Die Autoren weisen darauf hin, dass diese Erkenntnisse erhebliche Auswirkungen auf künftige archäologische Untersuchungen in der Region haben dürften. Denn klar: Auch die Wege Roms hatten Vorgänger, sie wurden bewacht, an ihnen wurde gehandelt, gefochten und so weiter und so fort.
„Was die Chronologie betrifft, ist es wahrscheinlich, dass das nun entdeckte Netz eine Mischung aus prähistorischen Wegen, römischen Militärstraßen und solchen Wegen war, die offiziell als Teil des provinziellen Kommunikationssystems und in Friedenszeiten rein zivilen Zwecken dienten“, schätzt Dr. João Fonte, der wie Kollege Smart Spezialist für Landschaftsarchäologie und das Erbe des Römischen Reiches ist.
Intelligenter Lückenschluss durch archäologisches Vorhersagemodell
Das nationale LiDAR-Programm (Light Detection and Ranging) wurde zwischen 2016 und 2022 von der Umweltbehörde für ganz England durchgeführt. Dadurch konnte der Anteil des kartierten Geländes in Devon und Cornwall, der zuvor bei lediglich 11 Prozent lag, deutlich erweitert werden.
Anhand der Datenauswertung gelang es dem Archäologen-Team aus Exeter, rund 100 zusätzliche Straßen- und Wegekilometer aus der römischen Zeit klipp und klar zu identifizieren. Jedoch blieb das Ergebnis zunächst fragmentarisch und schemenhaft.
Um diese Lücken zu einem schlüssigen Gesamtbild werden zu lassen, entwickelte das Team schließlich ein Vorhersagemodell auf Basis geografischer Detaildaten. Ziel war es, einen intelligenten Lückenschluss für die weitere Forschung bereitzustellen. Faszinierend, es scheint geglückt zu sein.

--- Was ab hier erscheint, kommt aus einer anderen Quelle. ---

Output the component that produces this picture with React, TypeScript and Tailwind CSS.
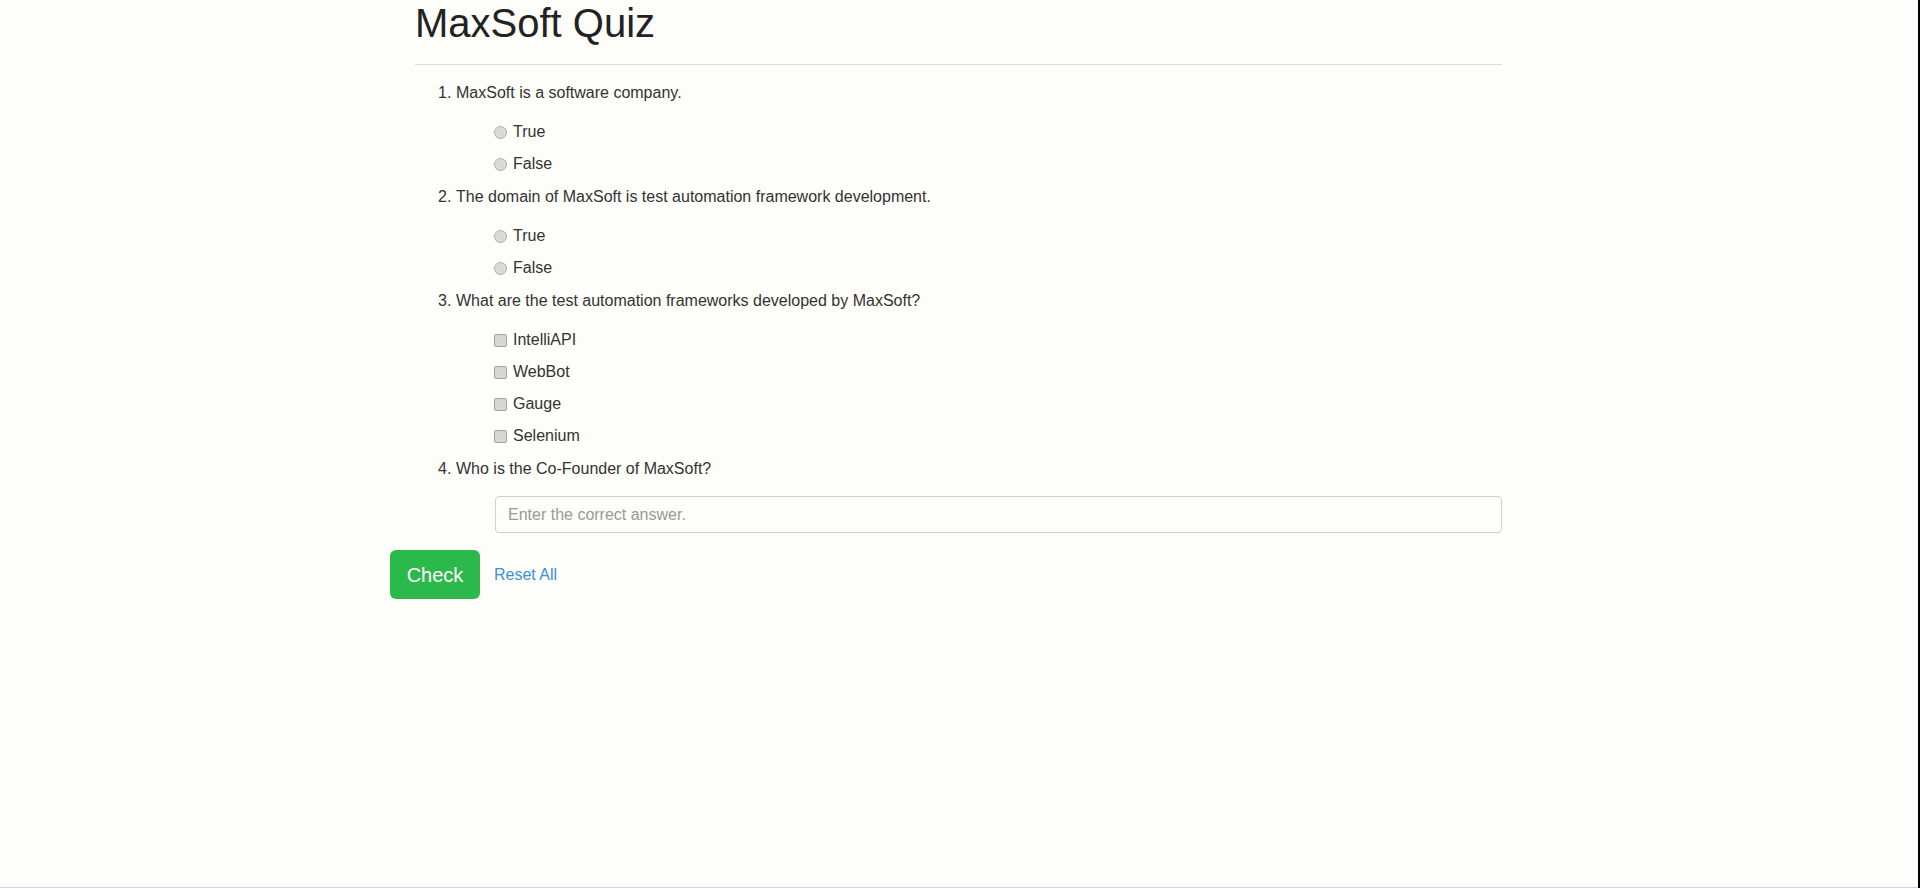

Vor allem der Ausblick macht aus archäologischer Sicht Freude: „Die Modellierung könnte dazu dienen, die Lage von antiken Siedlungen vorherzusagen, die uns noch völlig unbekannt sind“, sieht Dr. Smart reichlich Potenzial für Neues in einem Gebiet, das bis zuletzt niemand auf der Rechnung hatte.